-- Exercise prompt --
Transcribe every line exactly. Leave the pictures behind.

[Items listed in a dataset]
-- START --
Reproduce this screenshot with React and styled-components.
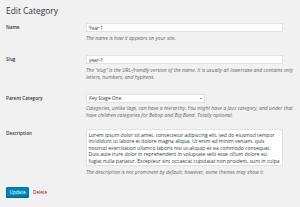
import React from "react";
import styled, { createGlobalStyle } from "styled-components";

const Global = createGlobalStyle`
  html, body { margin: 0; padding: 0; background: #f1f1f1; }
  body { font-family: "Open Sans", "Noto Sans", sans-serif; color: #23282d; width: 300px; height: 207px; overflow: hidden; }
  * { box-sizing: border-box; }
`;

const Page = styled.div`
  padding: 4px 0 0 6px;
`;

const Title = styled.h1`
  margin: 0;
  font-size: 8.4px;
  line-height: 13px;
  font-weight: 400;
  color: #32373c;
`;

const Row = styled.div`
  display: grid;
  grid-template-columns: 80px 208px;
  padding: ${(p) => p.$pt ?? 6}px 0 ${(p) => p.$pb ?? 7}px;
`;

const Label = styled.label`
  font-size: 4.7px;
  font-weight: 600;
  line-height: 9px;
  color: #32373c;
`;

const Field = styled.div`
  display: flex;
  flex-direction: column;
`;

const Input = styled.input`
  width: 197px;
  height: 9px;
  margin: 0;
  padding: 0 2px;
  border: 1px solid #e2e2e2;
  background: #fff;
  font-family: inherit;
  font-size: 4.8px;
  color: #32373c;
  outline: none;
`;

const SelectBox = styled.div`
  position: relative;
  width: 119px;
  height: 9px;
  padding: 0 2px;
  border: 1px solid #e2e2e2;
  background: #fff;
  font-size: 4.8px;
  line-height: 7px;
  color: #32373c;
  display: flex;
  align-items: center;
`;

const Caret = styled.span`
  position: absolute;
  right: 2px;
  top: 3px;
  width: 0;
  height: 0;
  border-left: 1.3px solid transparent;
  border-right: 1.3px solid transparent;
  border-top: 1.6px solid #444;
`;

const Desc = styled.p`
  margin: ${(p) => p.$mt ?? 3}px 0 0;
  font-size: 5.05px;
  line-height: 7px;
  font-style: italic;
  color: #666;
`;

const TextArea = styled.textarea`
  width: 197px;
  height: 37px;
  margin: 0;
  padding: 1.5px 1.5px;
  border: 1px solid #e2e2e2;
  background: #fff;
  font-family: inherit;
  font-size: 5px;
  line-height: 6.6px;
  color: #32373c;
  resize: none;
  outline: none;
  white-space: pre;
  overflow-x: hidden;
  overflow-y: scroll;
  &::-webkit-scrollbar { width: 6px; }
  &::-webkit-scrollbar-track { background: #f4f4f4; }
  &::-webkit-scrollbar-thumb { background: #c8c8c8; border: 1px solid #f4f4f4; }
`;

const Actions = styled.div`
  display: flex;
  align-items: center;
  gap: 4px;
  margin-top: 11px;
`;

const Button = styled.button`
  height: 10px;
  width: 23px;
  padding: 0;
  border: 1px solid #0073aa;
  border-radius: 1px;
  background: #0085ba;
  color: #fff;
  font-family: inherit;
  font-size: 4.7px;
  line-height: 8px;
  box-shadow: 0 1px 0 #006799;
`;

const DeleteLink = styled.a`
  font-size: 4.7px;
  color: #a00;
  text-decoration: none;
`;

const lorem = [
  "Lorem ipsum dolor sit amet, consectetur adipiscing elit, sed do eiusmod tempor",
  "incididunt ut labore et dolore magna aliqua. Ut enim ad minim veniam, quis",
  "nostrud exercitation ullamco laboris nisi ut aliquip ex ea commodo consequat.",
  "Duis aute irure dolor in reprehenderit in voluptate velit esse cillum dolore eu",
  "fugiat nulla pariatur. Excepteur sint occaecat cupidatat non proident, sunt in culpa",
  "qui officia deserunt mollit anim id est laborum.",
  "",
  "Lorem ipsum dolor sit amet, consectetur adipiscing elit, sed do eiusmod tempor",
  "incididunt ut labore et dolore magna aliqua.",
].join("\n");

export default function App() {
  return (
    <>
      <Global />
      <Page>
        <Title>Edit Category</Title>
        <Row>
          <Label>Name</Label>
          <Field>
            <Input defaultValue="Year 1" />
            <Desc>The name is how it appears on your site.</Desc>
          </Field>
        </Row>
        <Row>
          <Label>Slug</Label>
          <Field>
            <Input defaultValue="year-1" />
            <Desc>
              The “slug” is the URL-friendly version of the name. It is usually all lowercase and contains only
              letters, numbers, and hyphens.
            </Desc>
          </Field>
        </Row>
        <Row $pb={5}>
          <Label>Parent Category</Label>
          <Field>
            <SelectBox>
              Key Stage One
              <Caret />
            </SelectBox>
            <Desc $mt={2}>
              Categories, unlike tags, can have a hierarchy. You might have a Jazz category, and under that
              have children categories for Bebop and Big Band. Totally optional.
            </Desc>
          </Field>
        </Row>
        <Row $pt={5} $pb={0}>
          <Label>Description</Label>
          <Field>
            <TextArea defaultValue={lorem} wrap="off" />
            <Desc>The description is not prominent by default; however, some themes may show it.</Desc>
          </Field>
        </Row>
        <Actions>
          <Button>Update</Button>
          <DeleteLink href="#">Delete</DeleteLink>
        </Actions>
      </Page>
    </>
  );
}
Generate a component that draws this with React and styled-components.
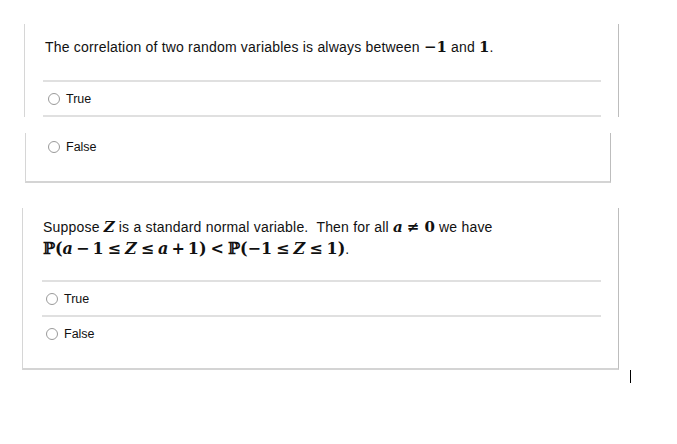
-- END --
-- Finished task --
Reproduce this screenshot with React and styled-components.
import React from "react";
import styled, { createGlobalStyle } from "styled-components";

const Global = createGlobalStyle`
  html, body { margin: 0; padding: 0; background: #f1f1f1; }
  body { font-family: "Open Sans", "Noto Sans", sans-serif; color: #23282d; width: 300px; height: 207px; overflow: hidden; }
  * { box-sizing: border-box; }
`;

const Page = styled.div`
  padding: 4px 0 0 6px;
`;

const Title = styled.h1`
  margin: 0;
  font-size: 8.4px;
  line-height: 13px;
  font-weight: 400;
  color: #32373c;
`;

const Row = styled.div`
  display: grid;
  grid-template-columns: 80px 208px;
  padding: ${(p) => p.$pt ?? 6}px 0 ${(p) => p.$pb ?? 7}px;
`;

const Label = styled.label`
  font-size: 4.7px;
  font-weight: 600;
  line-height: 9px;
  color: #32373c;
`;

const Field = styled.div`
  display: flex;
  flex-direction: column;
`;

const Input = styled.input`
  width: 197px;
  height: 9px;
  margin: 0;
  padding: 0 2px;
  border: 1px solid #e2e2e2;
  background: #fff;
  font-family: inherit;
  font-size: 4.8px;
  color: #32373c;
  outline: none;
`;

const SelectBox = styled.div`
  position: relative;
  width: 119px;
  height: 9px;
  padding: 0 2px;
  border: 1px solid #e2e2e2;
  background: #fff;
  font-size: 4.8px;
  line-height: 7px;
  color: #32373c;
  display: flex;
  align-items: center;
`;

const Caret = styled.span`
  position: absolute;
  right: 2px;
  top: 3px;
  width: 0;
  height: 0;
  border-left: 1.3px solid transparent;
  border-right: 1.3px solid transparent;
  border-top: 1.6px solid #444;
`;

const Desc = styled.p`
  margin: ${(p) => p.$mt ?? 3}px 0 0;
  font-size: 5.05px;
  line-height: 7px;
  font-style: italic;
  color: #666;
`;

const TextArea = styled.textarea`
  width: 197px;
  height: 37px;
  margin: 0;
  padding: 1.5px 1.5px;
  border: 1px solid #e2e2e2;
  background: #fff;
  font-family: inherit;
  font-size: 5px;
  line-height: 6.6px;
  color: #32373c;
  resize: none;
  outline: none;
  white-space: pre;
  overflow-x: hidden;
  overflow-y: scroll;
  &::-webkit-scrollbar { width: 6px; }
  &::-webkit-scrollbar-track { background: #f4f4f4; }
  &::-webkit-scrollbar-thumb { background: #c8c8c8; border: 1px solid #f4f4f4; }
`;

const Actions = styled.div`
  display: flex;
  align-items: center;
  gap: 4px;
  margin-top: 11px;
`;

const Button = styled.button`
  height: 10px;
  width: 23px;
  padding: 0;
  border: 1px solid #0073aa;
  border-radius: 1px;
  background: #0085ba;
  color: #fff;
  font-family: inherit;
  font-size: 4.7px;
  line-height: 8px;
  box-shadow: 0 1px 0 #006799;
`;

const DeleteLink = styled.a`
  font-size: 4.7px;
  color: #a00;
  text-decoration: none;
`;

const lorem = [
  "Lorem ipsum dolor sit amet, consectetur adipiscing elit, sed do eiusmod tempor",
  "incididunt ut labore et dolore magna aliqua. Ut enim ad minim veniam, quis",
  "nostrud exercitation ullamco laboris nisi ut aliquip ex ea commodo consequat.",
  "Duis aute irure dolor in reprehenderit in voluptate velit esse cillum dolore eu",
  "fugiat nulla pariatur. Excepteur sint occaecat cupidatat non proident, sunt in culpa",
  "qui officia deserunt mollit anim id est laborum.",
  "",
  "Lorem ipsum dolor sit amet, consectetur adipiscing elit, sed do eiusmod tempor",
  "incididunt ut labore et dolore magna aliqua.",
].join("\n");

export default function App() {
  return (
    <>
      <Global />
      <Page>
        <Title>Edit Category</Title>
        <Row>
          <Label>Name</Label>
          <Field>
            <Input defaultValue="Year 1" />
            <Desc>The name is how it appears on your site.</Desc>
          </Field>
        </Row>
        <Row>
          <Label>Slug</Label>
          <Field>
            <Input defaultValue="year-1" />
            <Desc>
              The “slug” is the URL-friendly version of the name. It is usually all lowercase and contains only
              letters, numbers, and hyphens.
            </Desc>
          </Field>
        </Row>
        <Row $pb={5}>
          <Label>Parent Category</Label>
          <Field>
            <SelectBox>
              Key Stage One
              <Caret />
            </SelectBox>
            <Desc $mt={2}>
              Categories, unlike tags, can have a hierarchy. You might have a Jazz category, and under that
              have children categories for Bebop and Big Band. Totally optional.
            </Desc>
          </Field>
        </Row>
        <Row $pt={5} $pb={0}>
          <Label>Description</Label>
          <Field>
            <TextArea defaultValue={lorem} wrap="off" />
            <Desc>The description is not prominent by default; however, some themes may show it.</Desc>
          </Field>
        </Row>
        <Actions>
          <Button>Update</Button>
          <DeleteLink href="#">Delete</DeleteLink>
        </Actions>
      </Page>
    </>
  );
}
Generate a component that draws this with React and styled-components.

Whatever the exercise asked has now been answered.